Work to complete: Transcribe each line exactly.

Source excerpt:
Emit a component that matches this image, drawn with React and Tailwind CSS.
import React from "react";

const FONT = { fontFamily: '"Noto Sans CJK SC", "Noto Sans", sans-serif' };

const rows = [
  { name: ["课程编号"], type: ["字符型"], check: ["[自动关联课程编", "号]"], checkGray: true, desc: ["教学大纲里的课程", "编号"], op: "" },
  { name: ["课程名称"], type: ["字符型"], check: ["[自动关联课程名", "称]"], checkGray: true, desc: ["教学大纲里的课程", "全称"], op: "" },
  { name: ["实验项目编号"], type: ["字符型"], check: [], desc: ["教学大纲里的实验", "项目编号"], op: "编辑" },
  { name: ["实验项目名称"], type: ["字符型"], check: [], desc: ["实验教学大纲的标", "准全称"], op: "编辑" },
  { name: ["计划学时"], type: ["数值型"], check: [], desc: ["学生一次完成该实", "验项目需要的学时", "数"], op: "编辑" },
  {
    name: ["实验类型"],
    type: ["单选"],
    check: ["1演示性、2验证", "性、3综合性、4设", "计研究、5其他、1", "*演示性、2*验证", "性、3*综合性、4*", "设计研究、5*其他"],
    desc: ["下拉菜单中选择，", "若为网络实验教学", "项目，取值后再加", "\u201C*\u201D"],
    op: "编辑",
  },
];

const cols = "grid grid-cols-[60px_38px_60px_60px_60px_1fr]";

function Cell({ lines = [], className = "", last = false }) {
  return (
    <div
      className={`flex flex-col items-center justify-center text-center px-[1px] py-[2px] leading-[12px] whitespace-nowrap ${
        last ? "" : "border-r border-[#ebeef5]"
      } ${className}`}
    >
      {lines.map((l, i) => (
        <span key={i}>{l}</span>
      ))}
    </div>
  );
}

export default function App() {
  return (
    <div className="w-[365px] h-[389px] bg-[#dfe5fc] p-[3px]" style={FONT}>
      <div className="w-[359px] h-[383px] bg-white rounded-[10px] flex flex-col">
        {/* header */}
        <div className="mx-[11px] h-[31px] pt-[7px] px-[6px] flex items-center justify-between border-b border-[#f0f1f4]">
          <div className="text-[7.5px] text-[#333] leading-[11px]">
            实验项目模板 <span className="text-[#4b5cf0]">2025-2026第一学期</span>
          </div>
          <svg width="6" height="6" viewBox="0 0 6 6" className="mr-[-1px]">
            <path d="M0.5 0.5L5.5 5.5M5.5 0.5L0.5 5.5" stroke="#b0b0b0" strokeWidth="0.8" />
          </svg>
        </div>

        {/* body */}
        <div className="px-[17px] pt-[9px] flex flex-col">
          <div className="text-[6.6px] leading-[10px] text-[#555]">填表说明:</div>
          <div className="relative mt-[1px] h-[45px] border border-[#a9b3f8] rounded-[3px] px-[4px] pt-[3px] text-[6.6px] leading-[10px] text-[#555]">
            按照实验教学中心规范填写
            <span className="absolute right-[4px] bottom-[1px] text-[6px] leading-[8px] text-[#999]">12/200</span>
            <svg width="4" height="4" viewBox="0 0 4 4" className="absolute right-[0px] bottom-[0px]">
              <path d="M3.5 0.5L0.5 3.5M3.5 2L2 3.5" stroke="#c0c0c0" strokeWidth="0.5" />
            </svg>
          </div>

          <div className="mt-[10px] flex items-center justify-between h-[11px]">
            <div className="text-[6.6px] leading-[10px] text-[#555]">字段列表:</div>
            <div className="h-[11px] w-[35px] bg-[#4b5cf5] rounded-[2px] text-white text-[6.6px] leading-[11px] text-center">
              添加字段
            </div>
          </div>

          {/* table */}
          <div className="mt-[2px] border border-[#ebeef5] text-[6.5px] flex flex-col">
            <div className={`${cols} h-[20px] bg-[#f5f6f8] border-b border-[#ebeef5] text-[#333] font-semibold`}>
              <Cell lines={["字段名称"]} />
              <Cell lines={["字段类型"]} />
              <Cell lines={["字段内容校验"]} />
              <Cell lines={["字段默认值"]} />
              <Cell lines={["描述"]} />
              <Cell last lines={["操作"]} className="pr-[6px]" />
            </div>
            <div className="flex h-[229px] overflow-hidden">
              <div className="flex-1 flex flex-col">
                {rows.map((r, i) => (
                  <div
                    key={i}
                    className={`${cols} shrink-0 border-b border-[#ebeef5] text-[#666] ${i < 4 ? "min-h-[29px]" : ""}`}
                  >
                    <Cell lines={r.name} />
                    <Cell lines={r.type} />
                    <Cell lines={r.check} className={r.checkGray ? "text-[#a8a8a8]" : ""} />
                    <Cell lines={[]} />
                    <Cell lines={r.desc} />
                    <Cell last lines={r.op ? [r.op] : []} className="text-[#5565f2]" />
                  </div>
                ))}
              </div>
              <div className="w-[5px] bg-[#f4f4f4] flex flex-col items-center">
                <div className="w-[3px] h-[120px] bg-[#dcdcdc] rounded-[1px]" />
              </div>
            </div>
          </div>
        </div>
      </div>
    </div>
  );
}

Response:
Emit a component that matches this image, drawn with React and Tailwind CSS.
import React from "react";

const FONT = { fontFamily: '"Noto Sans CJK SC", "Noto Sans", sans-serif' };

const rows = [
  { name: ["课程编号"], type: ["字符型"], check: ["[自动关联课程编", "号]"], checkGray: true, desc: ["教学大纲里的课程", "编号"], op: "" },
  { name: ["课程名称"], type: ["字符型"], check: ["[自动关联课程名", "称]"], checkGray: true, desc: ["教学大纲里的课程", "全称"], op: "" },
  { name: ["实验项目编号"], type: ["字符型"], check: [], desc: ["教学大纲里的实验", "项目编号"], op: "编辑" },
  { name: ["实验项目名称"], type: ["字符型"], check: [], desc: ["实验教学大纲的标", "准全称"], op: "编辑" },
  { name: ["计划学时"], type: ["数值型"], check: [], desc: ["学生一次完成该实", "验项目需要的学时", "数"], op: "编辑" },
  {
    name: ["实验类型"],
    type: ["单选"],
    check: ["1演示性、2验证", "性、3综合性、4设", "计研究、5其他、1", "*演示性、2*验证", "性、3*综合性、4*", "设计研究、5*其他"],
    desc: ["下拉菜单中选择，", "若为网络实验教学", "项目，取值后再加", "\u201C*\u201D"],
    op: "编辑",
  },
];

const cols = "grid grid-cols-[60px_38px_60px_60px_60px_1fr]";

function Cell({ lines = [], className = "", last = false }) {
  return (
    <div
      className={`flex flex-col items-center justify-center text-center px-[1px] py-[2px] leading-[12px] whitespace-nowrap ${
        last ? "" : "border-r border-[#ebeef5]"
      } ${className}`}
    >
      {lines.map((l, i) => (
        <span key={i}>{l}</span>
      ))}
    </div>
  );
}

export default function App() {
  return (
    <div className="w-[365px] h-[389px] bg-[#dfe5fc] p-[3px]" style={FONT}>
      <div className="w-[359px] h-[383px] bg-white rounded-[10px] flex flex-col">
        {/* header */}
        <div className="mx-[11px] h-[31px] pt-[7px] px-[6px] flex items-center justify-between border-b border-[#f0f1f4]">
          <div className="text-[7.5px] text-[#333] leading-[11px]">
            实验项目模板 <span className="text-[#4b5cf0]">2025-2026第一学期</span>
          </div>
          <svg width="6" height="6" viewBox="0 0 6 6" className="mr-[-1px]">
            <path d="M0.5 0.5L5.5 5.5M5.5 0.5L0.5 5.5" stroke="#b0b0b0" strokeWidth="0.8" />
          </svg>
        </div>

        {/* body */}
        <div className="px-[17px] pt-[9px] flex flex-col">
          <div className="text-[6.6px] leading-[10px] text-[#555]">填表说明:</div>
          <div className="relative mt-[1px] h-[45px] border border-[#a9b3f8] rounded-[3px] px-[4px] pt-[3px] text-[6.6px] leading-[10px] text-[#555]">
            按照实验教学中心规范填写
            <span className="absolute right-[4px] bottom-[1px] text-[6px] leading-[8px] text-[#999]">12/200</span>
            <svg width="4" height="4" viewBox="0 0 4 4" className="absolute right-[0px] bottom-[0px]">
              <path d="M3.5 0.5L0.5 3.5M3.5 2L2 3.5" stroke="#c0c0c0" strokeWidth="0.5" />
            </svg>
          </div>

          <div className="mt-[10px] flex items-center justify-between h-[11px]">
            <div className="text-[6.6px] leading-[10px] text-[#555]">字段列表:</div>
            <div className="h-[11px] w-[35px] bg-[#4b5cf5] rounded-[2px] text-white text-[6.6px] leading-[11px] text-center">
              添加字段
            </div>
          </div>

          {/* table */}
          <div className="mt-[2px] border border-[#ebeef5] text-[6.5px] flex flex-col">
            <div className={`${cols} h-[20px] bg-[#f5f6f8] border-b border-[#ebeef5] text-[#333] font-semibold`}>
              <Cell lines={["字段名称"]} />
              <Cell lines={["字段类型"]} />
              <Cell lines={["字段内容校验"]} />
              <Cell lines={["字段默认值"]} />
              <Cell lines={["描述"]} />
              <Cell last lines={["操作"]} className="pr-[6px]" />
            </div>
            <div className="flex h-[229px] overflow-hidden">
              <div className="flex-1 flex flex-col">
                {rows.map((r, i) => (
                  <div
                    key={i}
                    className={`${cols} shrink-0 border-b border-[#ebeef5] text-[#666] ${i < 4 ? "min-h-[29px]" : ""}`}
                  >
                    <Cell lines={r.name} />
                    <Cell lines={r.type} />
                    <Cell lines={r.check} className={r.checkGray ? "text-[#a8a8a8]" : ""} />
                    <Cell lines={[]} />
                    <Cell lines={r.desc} />
                    <Cell last lines={r.op ? [r.op] : []} className="text-[#5565f2]" />
                  </div>
                ))}
              </div>
              <div className="w-[5px] bg-[#f4f4f4] flex flex-col items-center">
                <div className="w-[3px] h-[120px] bg-[#dcdcdc] rounded-[1px]" />
              </div>
            </div>
          </div>
        </div>
      </div>
    </div>
  );
}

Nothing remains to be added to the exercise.